Watch out, commodities speculators. The US Commodities and Futures Trade Commission and the UK’s Financial Services Authority have agreed a little more of the detail of their 2006 agreement aimed at stamping out the ‘London loophole’. This agreement deals with the trading of lookalike oil futures contracts between the US and London markets – particularly, the copy of the Nymex’s West Texas Intermediate contract that trades on the London-based ICE exchange.
As fears over commodity speculation has been a concern for US lawmakers in recent years, the goal was to make sure that the more lightly-regulated UK-based contract was not manipulating the WTI price.
Both CFTC and the FSA announced the following points:
The respective organisations will immediately work toward implementing strengthened surveillance over US-linked energy contracts including, where appropriate:
enhanced direct access rights to trade execution and audit trail data;
mutual on-site visits of exchange operators;
the sharing of exchange regulations and notices;
the sharing of disciplinary notices; and
the framework to consider the coordination of taking emergency action.

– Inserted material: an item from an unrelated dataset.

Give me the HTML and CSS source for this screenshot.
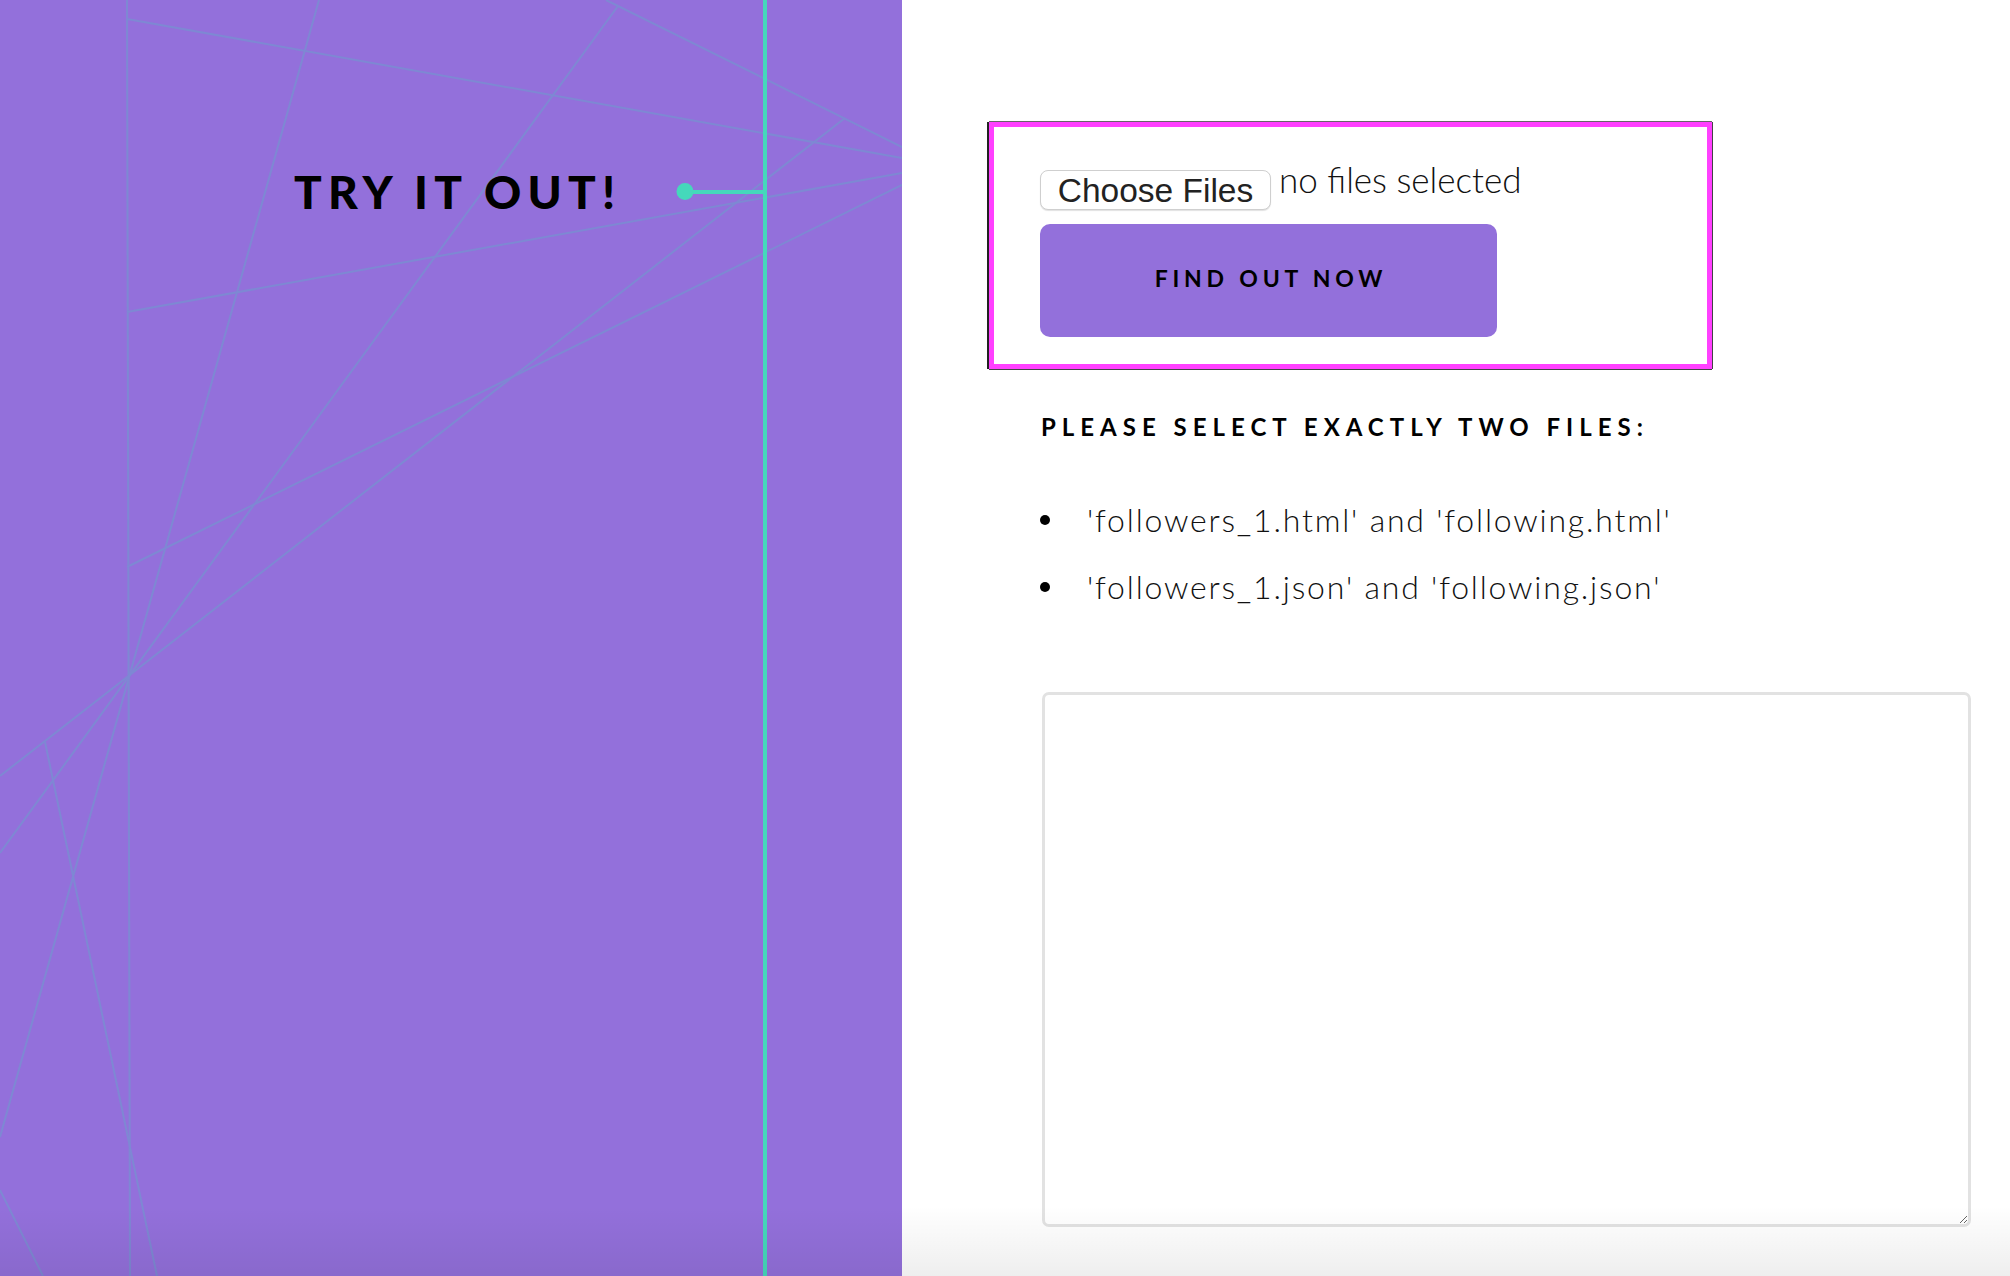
FILE: index.html
```html
<!DOCTYPE html>
<html lang="en">
<head>
<meta charset="utf-8">
<title>Try it out</title>
<link rel="stylesheet" href="styles.css">
</head>
<body>
<div class="page">
  <section class="hero">
    <svg class="hero-art" width="902" height="1276" viewBox="0 0 902 1276" xmlns="http://www.w3.org/2000/svg">
      <g class="web">
        <line x1="127" y1="0" x2="130" y2="1276"/>
        <line x1="127" y1="19" x2="902" y2="158"/>
        <line x1="319" y1="0" x2="0" y2="1137"/>
        <line x1="845" y1="118" x2="0" y2="776"/>
        <line x1="618" y1="6" x2="0" y2="853"/>
        <line x1="606" y1="0" x2="902" y2="147"/>
        <line x1="127" y1="312" x2="902" y2="173"/>
        <line x1="127" y1="567" x2="902" y2="185"/>
        <line x1="45" y1="742" x2="157" y2="1276"/>
        <line x1="0" y1="1190" x2="43" y2="1276"/>
      </g>
      <g class="rail">
        <rect x="763" y="0" width="4" height="1276"/>
        <rect x="685" y="190" width="80" height="4"/>
        <circle cx="685" cy="191.5" r="8.5"/>
      </g>
    </svg>
    <h1 class="hero-title">TRY IT OUT!</h1>
  </section>
  <main class="main">
    <form class="upload-box">
      <div class="file-row">
        <span class="file-btn">Choose Files</span>
        <span class="file-status">no files selected</span>
      </div>
      <button type="button" class="find-btn">FIND OUT NOW</button>
    </form>
    <div class="info">
      <h2 class="info-title">PLEASE SELECT EXACTLY TWO FILES:</h2>
      <ul class="file-list">
        <li>'followers_1.html' and 'following.html'</li>
        <li>'followers_1.json' and 'following.json'</li>
      </ul>
      <textarea class="result"></textarea>
    </div>
  </main>
</div>
<div class="fade"></div>
</body>
</html>
```

FILE: styles.css
```css
html, body {
  margin: 0;
  padding: 0;
}
body {
  width: 2010px;
  height: 1276px;
  overflow: hidden;
  position: relative;
  background: #ffffff;
  font-family: "Lato", "Open Sans", sans-serif;
  color: #111;
}
.page {
  display: flex;
  height: 1276px;
}
.hero {
  width: 902px;
  flex: 0 0 902px;
  background: #9370db;
  position: relative;
  overflow: hidden;
}
.hero-art {
  position: absolute;
  left: 0;
  top: 0;
}
.web line {
  stroke: #7e88d3;
  stroke-width: 2;
}
.rail {
  fill: #45d8bb;
}
.hero-title {
  position: relative;
  margin: 0;
  padding: 169px 0 0 294px;
  font-family: "Lato", sans-serif;
  font-weight: 900;
  font-size: 46px;
  line-height: 46px;
  letter-spacing: 6.2px;
  color: #000;
}
.main {
  flex: 1;
  padding: 121px 0 0 87px;
}
.upload-box {
  box-sizing: border-box;
  width: 723px;
  height: 247px;
  border: 5px solid #ff40ff;
  box-shadow: -2px 0 0 #222, 0 -1px 0 #666, 1px 0 0 #444, 0 1px 0 #444;
  padding: 32px 0 0 46px;
  margin-top: 1px;
}
.file-row {
  display: flex;
  align-items: flex-start;
  gap: 8px;
}
.file-btn {
  margin-top: 11px;
  display: inline-flex;
  align-items: center;
  justify-content: center;
  box-sizing: border-box;
  width: 231px;
  height: 40px;
  border: 1px solid #cfcfcf;
  border-radius: 8px;
  background: #fff;
  box-shadow: 0 1px 1px rgba(0,0,0,0.12);
  font-family: "Liberation Sans", Arial, sans-serif;
  font-size: 33.5px;
  color: #222;
  line-height: 1;
  padding-top: 2px;
}
.file-status {
  font-family: "Lato", sans-serif;
  font-weight: 300;
  font-size: 35px;
  line-height: 40px;
  color: #111;
}
.find-btn {
  display: block;
  margin-top: 14px;
  width: 457px;
  height: 113px;
  border: none;
  border-radius: 10px;
  background: #9370db;
  font-family: "Lato", sans-serif;
  font-weight: 700;
  font-size: 23px;
  letter-spacing: 4.8px;
  color: #000;
  padding: 0 0 5px 5px;
}
.info {
  padding-left: 52px;
}
.info-title {
  margin: 43px 0 0 0;
  font-family: "Lato", sans-serif;
  font-weight: 700;
  font-size: 24px;
  line-height: 30px;
  letter-spacing: 6px;
  color: #000;
}
.file-list {
  list-style: none;
  margin: 44px 0 0 0;
  padding: 0;
}
.file-list li {
  display: flex;
  align-items: center;
  font-family: "Lato", sans-serif;
  font-weight: 300;
  font-size: 32px;
  letter-spacing: 1.8px;
  line-height: 67px;
  color: #111;
}
.file-list li::before {
  content: "";
  width: 10px;
  height: 10px;
  border-radius: 50%;
  background: #000;
  margin: 0 37px 0 -1px;
  flex: 0 0 10px;
}
.result {
  display: block;
  margin: 72px 0 0 1px;
  box-sizing: border-box;
  width: 929px;
  height: 535px;
  border: 3px solid #e2e2e2;
  border-radius: 7px;
  background: #fff;
  resize: vertical;
  outline: none;
}
.fade {
  position: absolute;
  left: 0;
  right: 0;
  bottom: 0;
  height: 70px;
  background: linear-gradient(to bottom, rgba(0,0,0,0), rgba(0,0,0,0.065));
  pointer-events: none;
}
```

The key points appears to be that ‘emergency action’ will be ‘coordinated’ (still a somewhat vague definition), and that they have worked out a more formal procedure for on-site visits of exchanges between the two countries and sharing of data. The two organisations already share information on clone contracts in both directions, and, as the FT reported last week, data so far show – somewhat ironically – that classic reviled speculation such as taking out spread positions and betting on price rises was actually more evident in the US than the UK.